History and Applications of HDI-Footprint Framework
French researcher Aurélien Boutaud first raised this issue in 2002. He introduced the HDI-Footprint relationship as an “embarrassing truth” of the sustainable development challenge. The current development model, in which development gains still come at the cost of increasing Ecological Footprints is one, he claims, in which “all lose.”
UNDP’s Human Development Report 2013 echoed his concern exactly, stating that “progress in human development achieved sustainably is superior to gains made at the cost of future generations.” It used the double-metric HDI-Ecological Footprint (Fig. 1.7) to back up this very point.
Other international and national decision-makers have turned to the HDI-Footprint framework to illustrate the challenge of sustainable development:
- The U.N. Environment Programme’s Green Economy Report 2011
- The 7th Environment Action Programme (EAP)
- Most recently, India’s environment minister Prakash Javadekar criticized high-income countries’ lifestyles for being “unsustainable” while speaking at a global forum on climate change.
- Last but not least, the World Business Council for Sustainable Development’s cornerstone Vision 2050 report calls for a new agenda for business.“Achieving Vision 2050 will require a radical but feasible transformation of global markets, governance and infrastructure, and a re-thinking of our ideas of growth and progress,” states the report.

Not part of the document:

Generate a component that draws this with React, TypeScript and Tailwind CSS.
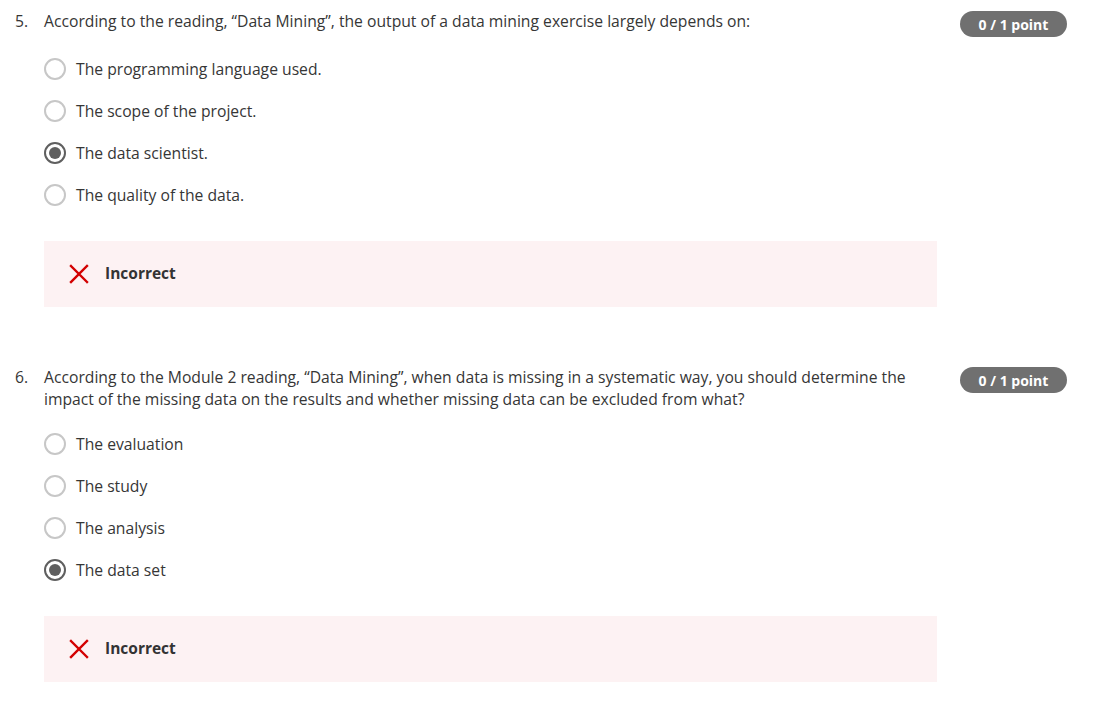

Bringing about sustainable development around the world is daunting but not impossible. While we still have far to go, measuring the basic conditions of sustainable development (well-being and living within nature’s means) can certainly help us navigate our path. We’re energized by the shared vision that the SDGs give us over the next 15 years and look forward to contributing our efforts so that the process unfolds within the means of our one planet.
From global to local: India villages apply HDI-Footprint framework
Just as the Sustainable Development Goals set targets for national governments around the world, many development organizations seek metrics to measure their sustainable development achievements. One such organization is IDE-India (IDEI), a nonprofit that works to eradicate poverty with small-holder farming communities. This year, IDEI and Global Footprint Network piloted a tool that measures the Human Development Index (HDI) and Ecological Footprint of villages in Odisha, India. By calculating HDI and Ecological Footprint for several villages where IDEI has projects, we can show a snapshot of each community’s development and natural resource conditions.
Though it is still early in the application of the tool, preliminary results indicate that IDEI treadle pumps—human-powered water pumps that provide additional irrigation water during dry seasons—increase income (a component of HDI) and biocapacity (biologically productive land surface) but also increase the Ecological Footprint, though only marginally. In other words, the pumps increased the villagers’ resource availability, ultimately enabling them to improve their living conditions.
The villagers use the information about their HDI and Footprint in a different way—by taking the knowledge they gain from workshops on natural resources to construct an image of their ideal village. In time, and by conducting pre- and post-assessments, we hope to demonstrate that sustainable development is more effective than conventional development in securing human well-being. With these tools we hope to inspire other communities and social entrepreneurs around the world to adopt a similar approach.